Because, see, here’s the thing about being a mutant - sometimes you’re invisible to other mutants. Sometimes you pass so well as a flatscan that the other mutants treat you like one. It doesn’t make you any less of a mutant, but it means that you learn, at some point, that it doesn’t always get better. It means that you will always be isolated - the flatscans know on some instinctive level that you are not the same as them, you know that there are things about yourself you can never talk about with them. But you also know that you won’t get that invite to Xavier’s, you know that your powers are too subtle, too noncombative, to have a place among the young ferals. And you look too much like a flatscan to be accepted among the Morlocks.
Some mutants may tell you that you might as well be a flatscan, because passing is a privilege. Passing means that you don’t fear death quite in the same way as them. Passing means that unless you change the way you dress, or wear mutant logos, you probably won’t get harrassed, or fired, or killed, for existing.
Passing means no one ever sees you for who you are.
Here’s the thing that some of the other mutants, and the flatscans, don’t understand - passing doesn’t mean you don’t fear the Sentinels, who will find you even when Cerebro refuses to. Passing doesn’t stop you from hearing and seeing every terrible thing the flatscans say about/do to your people, doesn’t stop you from feeling so powerless because you’re not one of them, the Good Mutants, the ones with team names starting with X. Passing doesn’t mean that you don’t live in fear that one day someone might report you to the Purifiers. Passing doesn’t mean jack shit to the Purifiers, and you know this, because you live every single day hearing them and their supporters say, “the only good mutant is a dead mutant.” Sometimes passing - even when not by choice - feels more like hiding. And hiding never makes you feel any safer.

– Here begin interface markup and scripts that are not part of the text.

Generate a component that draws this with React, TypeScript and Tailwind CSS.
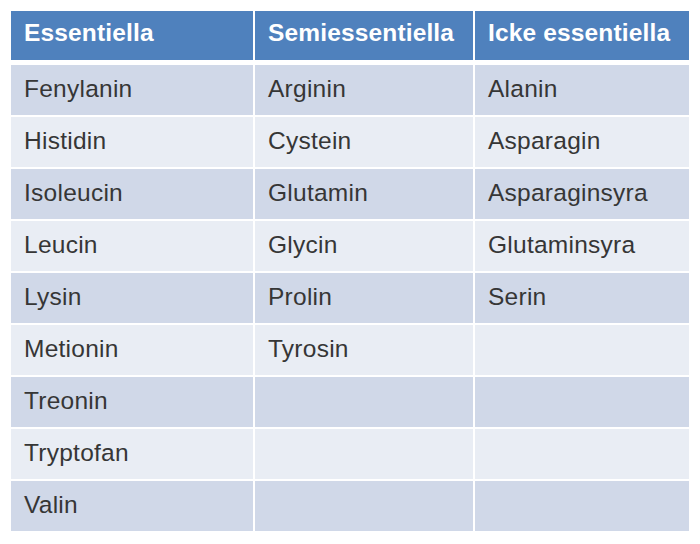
import React from "react";

const rows: [string, string, string][] = [
  ["Fenylanin", "Arginin", "Alanin"],
  ["Histidin", "Cystein", "Asparagin"],
  ["Isoleucin", "Glutamin", "Asparaginsyra"],
  ["Leucin", "Glycin", "Glutaminsyra"],
  ["Lysin", "Prolin", "Serin"],
  ["Metionin", "Tyrosin", ""],
  ["Treonin", "", ""],
  ["Tryptofan", "", ""],
  ["Valin", "", ""],
];

export default function App() {
  return (
    <div
      className="w-[700px] h-[544px] bg-white pt-[11px] pl-[11px]"
      style={{ fontFamily: '"Liberation Sans", Arial, sans-serif' }}
    >
      <div className="w-[678px] grid grid-cols-[242px_218px_214px] gap-x-[2px]">
        {["Essentiella", "Semiessentiella", "Icke essentiella"].map((h) => (
          <div
            key={h}
            className="h-[49px] bg-[#4f81bd] text-white font-bold text-[24.5px] tracking-[0.15px] leading-none flex items-center pl-[13px] pb-[5px]"
          >
            {h}
          </div>
        ))}
        <div className="col-span-3 h-[5px]" />
        {rows.map((r, i) => (
          <React.Fragment key={i}>
            {r.map((c, j) => (
              <div
                key={j}
                className={`h-[50px] ${i % 2 === 0 ? "bg-[#d0d8e8]" : "bg-[#e9edf4]"} ${i < rows.length - 1 ? "mb-[2px]" : ""} text-[#363636] text-[24.5px] tracking-[0.25px] leading-none flex items-center pl-[13px] pb-[1px]`}
              >
                {c}
              </div>
            ))}
          </React.Fragment>
        ))}
      </div>
    </div>
  );
}
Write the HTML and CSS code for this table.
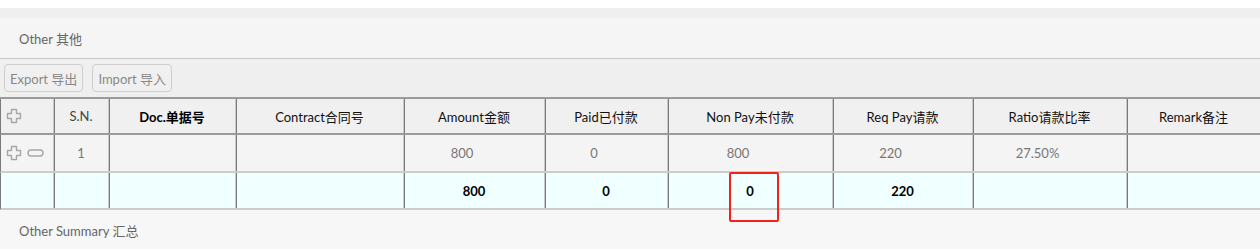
FILE: index.html
```html
<!DOCTYPE html>
<html>
<head>
<meta charset="utf-8">
<link rel="stylesheet" href="styles.css">
</head>
<body>
<div class="gap"></div>
<div class="band"></div>
<div class="section-head">Other 其他</div>
<div class="toolbar">
  <button class="btn">Export 导出</button>
  <button class="btn">Import 导入</button>
</div>
<div class="grid">
  <div class="row head">
    <div class="cell icons">
      <svg class="ico-plus" width="16" height="16" viewBox="0 0 16 16"><path d="M5.5 1.5H10.5V5.5H14.5V10.5H10.5V14.5H5.5V10.5H1.5V5.5H5.5Z"/></svg>
    </div>
    <div class="cell sn">S.N.</div>
    <div class="cell bold">Doc.单据号</div>
    <div class="cell">Contract合同号</div>
    <div class="cell">Amount金额</div>
    <div class="cell">Paid已付款</div>
    <div class="cell">Non Pay未付款</div>
    <div class="cell">Req Pay请款</div>
    <div class="cell">Ratio请款比率</div>
    <div class="cell last">Remark备注</div>
  </div>
  <div class="row data">
    <div class="cell icons">
      <svg class="ico-plus" width="16" height="16" viewBox="0 0 16 16"><path d="M5.5 1.5H10.5V5.5H14.5V10.5H10.5V14.5H5.5V10.5H1.5V5.5H5.5Z"/></svg>
      <svg class="ico-minus" width="17" height="8" viewBox="0 0 17 8"><rect x="1" y="1" width="15" height="6" rx="3"/></svg>
    </div>
    <div class="cell sn-val">1</div>
    <div class="cell"></div>
    <div class="cell"></div>
    <div class="cell num">800</div>
    <div class="cell num">0</div>
    <div class="cell num">800</div>
    <div class="cell num">220</div>
    <div class="cell num">27.50%</div>
    <div class="cell last"></div>
  </div>
  <div class="row sum">
    <div class="cell"></div>
    <div class="cell"></div>
    <div class="cell"></div>
    <div class="cell"></div>
    <div class="cell total">800</div>
    <div class="cell total">0</div>
    <div class="cell total marked">0<span class="highlight"></span></div>
    <div class="cell total">220</div>
    <div class="cell"></div>
    <div class="cell last"></div>
  </div>
</div>
<div class="footer">Other Summary 汇总</div>
</body>
</html>
```
FILE: styles.css
```css
html, body {
  margin: 0;
  padding: 0;
  background: #ffffff;
  font-family: "Segoe UI", Lato, "Noto Sans CJK SC", sans-serif;
  font-size: 13px;
  overflow: hidden;
}
.gap { height: 8px; background: #ffffff; }
.band { height: 10px; background: #efefef; }
.section-head {
  height: 40px;
  background: #f5f5f5;
  border-bottom: 1px solid #c8c8c8;
  display: flex;
  align-items: center;
  padding-left: 19px;
  color: #666;
}
.toolbar {
  height: 38px;
  background: #efefef;
  display: flex;
  align-items: center;
  gap: 9px;
  padding: 0 4px;
  box-sizing: border-box;
}
.btn {
  height: 28px;
  box-sizing: border-box;
  border: 1px solid #cfcfcf;
  border-radius: 4px;
  background: #f0f0f0;
  color: #888;
  font: inherit;
  padding: 0 5px;
}
.grid {
  border-top: 2px solid #9a9a9a;
}
.row {
  display: grid;
  grid-template-columns: 53px 55px 127px 168px 141px 123px 165px 140px 154px 1fr;
  border-left: 1px solid #7a7a7a;
}
.row.head { height: 34px; background: #f0f0f0; border-bottom: 2px solid #9a9a9a; }
.row.data { height: 36px; background: #f4f4f4; border-bottom: 2px solid #cccccc; }
.row.sum { height: 35px; background: #f0ffff; border-bottom: 2px solid #cccccc; }
.cell {
  border-right: 1px solid #c8c8c8;
  box-shadow: 1px 0 0 #7a7a7a;
  display: flex;
  align-items: center;
  justify-content: center;
  color: #111;
  white-space: nowrap;
}
.cell.last { border-right: none; box-shadow: none; }
.head .cell { color: #111; }
.cell.sn { color: #444; }
.cell.bold { font-weight: bold; color: #000; }
.cell.icons { justify-content: flex-start; padding-left: 5px; gap: 5px; }
.ico-plus path { fill: none; stroke: #a6a6a6; stroke-width: 1.4; stroke-linejoin: round; }
.ico-minus rect { fill: none; stroke: #a6a6a6; stroke-width: 1.4; }
.cell.sn-val { color: #777; }
.cell.num { color: #777; padding-right: 24px; }
.cell.total { font-weight: bold; color: #000; }
.cell.marked { position: relative; }
.highlight {
  position: absolute;
  left: 61px;
  top: -1px;
  width: 50px;
  height: 50px;
  box-sizing: border-box;
  border: 2px solid #f22218;
  border-radius: 2px;
}
.footer {
  height: 40px;
  background: #f7f7f7;
  display: flex;
  align-items: center;
  padding-left: 19px;
  color: #666;
}
```
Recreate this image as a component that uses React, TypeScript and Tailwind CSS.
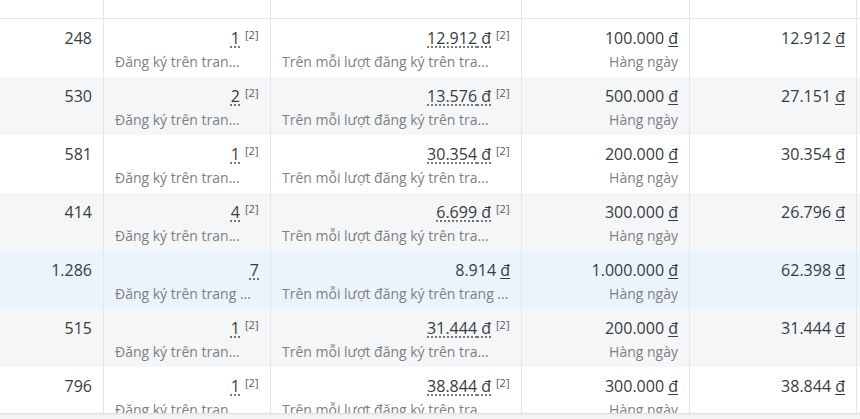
type Row = {
  reach: string;
  results: string;
  cost: string;
  budget: string;
  spent: string;
  note: boolean;
  tone: "white" | "gray" | "blue";
};

const rows: Row[] = [
  { reach: "248", results: "1", cost: "12.912", budget: "100.000", spent: "12.912", note: true, tone: "white" },
  { reach: "530", results: "2", cost: "13.576", budget: "500.000", spent: "27.151", note: true, tone: "gray" },
  { reach: "581", results: "1", cost: "30.354", budget: "200.000", spent: "30.354", note: true, tone: "white" },
  { reach: "414", results: "4", cost: "6.699", budget: "300.000", spent: "26.796", note: true, tone: "gray" },
  { reach: "1.286", results: "7", cost: "8.914", budget: "1.000.000", spent: "62.398", note: false, tone: "blue" },
  { reach: "515", results: "1", cost: "31.444", budget: "200.000", spent: "31.444", note: true, tone: "gray" },
  { reach: "796", results: "1", cost: "38.844", budget: "300.000", spent: "38.844", note: true, tone: "white" },
];

const toneClass = {
  white: "bg-white",
  gray: "bg-[#f4f6f7]",
  blue: "bg-[#ebf3fd]",
};

function Sup() {
  return <span className="ml-[5px] mt-[1px] w-[14px] shrink-0 self-start text-[11px] leading-[14px] text-[#55595e]">[2]</span>;
}

function Cell({ w, children }: { w: string; children: React.ReactNode }) {
  return <div className={`${w} shrink-0 border-r border-[#e4e6e9] px-[11px] pt-[8px]`}>{children}</div>;
}

function Main({ children, dotted }: { children: React.ReactNode; dotted?: boolean }) {
  return (
    <div className="text-right text-[16px] leading-[22px] text-[#383c40]">
      <span className={dotted ? "underline decoration-dotted decoration-[#55595e] underline-offset-[3px]" : ""}>{children}</span>
    </div>
  );
}

function Sub({ children, right }: { children: React.ReactNode; right?: boolean }) {
  return (
    <div className={`mt-[3px] overflow-hidden whitespace-nowrap text-[14px] leading-[20px] text-[#7d8085] ${right ? "text-right" : "text-left"}`}>
      {children}
    </div>
  );
}

function Dong() {
  return <span className="underline underline-offset-[2px]">đ</span>;
}

export default function App() {
  return (
    <div
      className="relative h-[419px] w-[860px] overflow-hidden bg-white"
      style={{ fontFamily: '"Open Sans", "Noto Sans", sans-serif' }}
    >
      <div className="flex h-[19px] border-b border-[#e4e6e9]">
        <div className="w-[104px] shrink-0 border-r border-[#e4e6e9]" />
        <div className="w-[167px] shrink-0 border-r border-[#e4e6e9]" />
        <div className="w-[251px] shrink-0 border-r border-[#e4e6e9]" />
        <div className="w-[168px] shrink-0 border-r border-[#e4e6e9]" />
        <div className="w-[167px] shrink-0 border-r border-[#e4e6e9]" />
      </div>
      {rows.map((r, i) => (
        <div key={i} className={`flex h-[58px] ${toneClass[r.tone]}`}>
          <Cell w="w-[104px]">
            <Main>{r.reach}</Main>
          </Cell>
          <Cell w="w-[167px]">
            <div className="flex">
              <div className="min-w-0 flex-1">
                <Main dotted>{r.results}</Main>
                <Sub>{r.note ? "Đăng ký trên tran..." : "Đăng ký trên trang ..."}</Sub>
              </div>
              {r.note && <Sup />}
            </div>
          </Cell>
          <Cell w="w-[251px]">
            <div className="flex">
              <div className="min-w-0 flex-1">
                {r.note ? (
                  <Main dotted>{r.cost} đ</Main>
                ) : (
                  <Main>
                    {r.cost} <Dong />
                  </Main>
                )}
                <Sub>{r.note ? "Trên mỗi lượt đăng ký trên tra..." : "Trên mỗi lượt đăng ký trên trang ..."}</Sub>
              </div>
              {r.note && <Sup />}
            </div>
          </Cell>
          <Cell w="w-[168px]">
            <Main>
              {r.budget} <Dong />
            </Main>
            <Sub right>Hàng ngày</Sub>
          </Cell>
          <Cell w="w-[167px]">
            <Main>
              {r.spent} <Dong />
            </Main>
          </Cell>
        </div>
      ))}
      <div className="absolute bottom-0 left-0 h-[6px] w-full border-t border-[#dcdfe3] bg-gradient-to-b from-[#eceef0] to-[#f7f8f9]" />
    </div>
  );
}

Passing isolates you, keeps you from finding other mutants, keeps other mutants from finding you. Sometimes it means that if you never say anything, if you’re always careful, if you always hide who you are, if you never explore your gifts, the Purifies won’t get to you. Sometimes it means statistically, you are less likely to die for merely choosing to exist.
But here’s the thing about being a mutant - sometimes you pass, and it feels like a different kind of death.
- Remember: Magneto Was Right
This is partly inspired by Jay Edidin’s zine how to be a mutant, but that zine is much more hopeful and takes things in a completely different direction. I guess the feelings here come from the grief I feel when I read/watch Alice Oseman’s Heartstopper, and books like Alex Gino’s Alice Austen Lived Here and Casey McQuiston’s I Kissed Shara Wheeler.
Mercury Retrograde ends around June 2nd for us if I remember right, so let’s hope for less anxiety and depression, lol. In the meantime, STAY SAFE!